Given the international political climate at the time of its adoption, the ICT Act was a courageous domestic law that broke the deafening silence of the international community to rekindle its Nuremberg promise of ending impunity. It contributed to the progression in the application of international criminal law in the domestic sphere. The Act was a product of its time and built on the prevailing principles of international criminal law in major international treaties including the Nuremberg principles, The Hague, Genocide, and Geneva Conventions up until 1973. During the UN diplomatic conference in Rome that adopted the ICC Statute in 1998, the ICT Act received multiple mentions in “unofficial protocols” of the ICC drafting discourses.20 International criminal law experts hailed the Act as a cutting-edge law to further the cause of international criminal justice:

[I] s a carefully prepared document’ [which] represents an important recognition and implementation of international due process guarantees for th[o]se accused of international crimes [and that] this act goes beyond the Nuremberg guarantees.21

The Act has been made progressive through subsequent amendments to grapple with its inadequacies and strike a balance between competing rights and interests.22 Following these amendments, the ICC President, Judge Sang-Hyun Song, applauded that “Bangladesh’s upcoming 1971 war crimes trials will be held under its recently amended International Crimes (Tribunals) Act 1973”.23 In its review opinion on the amended Act, the International Bar Association concluded that “[t]he 1973 legislation, together with the 2009 amending text, provides a system which is broadly compatible with current international standards”.24 The Nuremberg Charter establishing the Tribunal, for the first time in history, indicted and tried senior political leaders for international crimes, which has become the “legalism's greatest moment of glory”.25 The ICT Act too set up the trials of political leaders for their international crimes and has been hailed as “a subcontinental Nuremberg”.26

Atrocity crimes are increasingly committed in non-Western states, many of them being dualist incorporate those international criminal law that are consistent with their local values and circumstances. Given this state practice, it is a farfetched expectation that these states will hold domestic trials of international crimes committed in their territories exclusively under Eurocentric international criminal law even if it is inconsistent with local values and circumstances.
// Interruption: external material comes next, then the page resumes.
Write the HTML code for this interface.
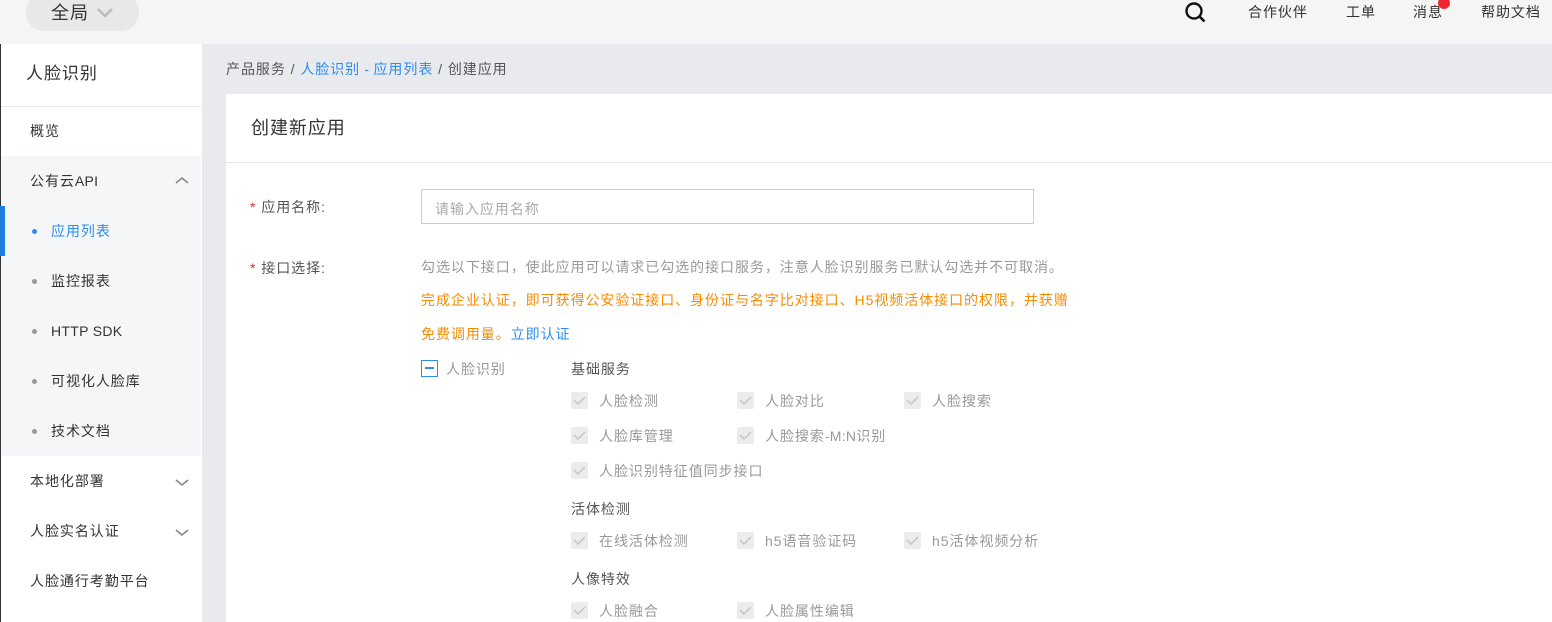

Being a domestic law of a dualist state, the ICT Act had to (a) reconcile the inherent tension between the local uniqueness and Eurocentric tradition; (b) import international criminal law in a manner consistent with local uniqueness and values; and (c) blend international criminal law with the domestic legal tradition and requirements. This cross-fertilisation has fostered interaction between international and national laws to become partners that have enriched the legal system of Bangladesh and consolidated the unity and strength of law in conducting domestic trials of international crimes.

In the wider context, the ICT Act has the potential of contributing to the progressive development of Asian jurisprudence on international criminal law initiated by the Tokyo Charter and prospered by the Statutes of international crimes trials in East Timor and Cambodia. The international community has a curious habit of displaying its rhetorical reaction, “never again”, in the aftermath of every genocide and mass atrocity, which is invariably unmatched by any decisive action.27 The 1973 Act has paved an alternative legal way to challenge the impunity of hostis huniani generis for their outrage upon humanity that had happened in Bangladesh in 1971.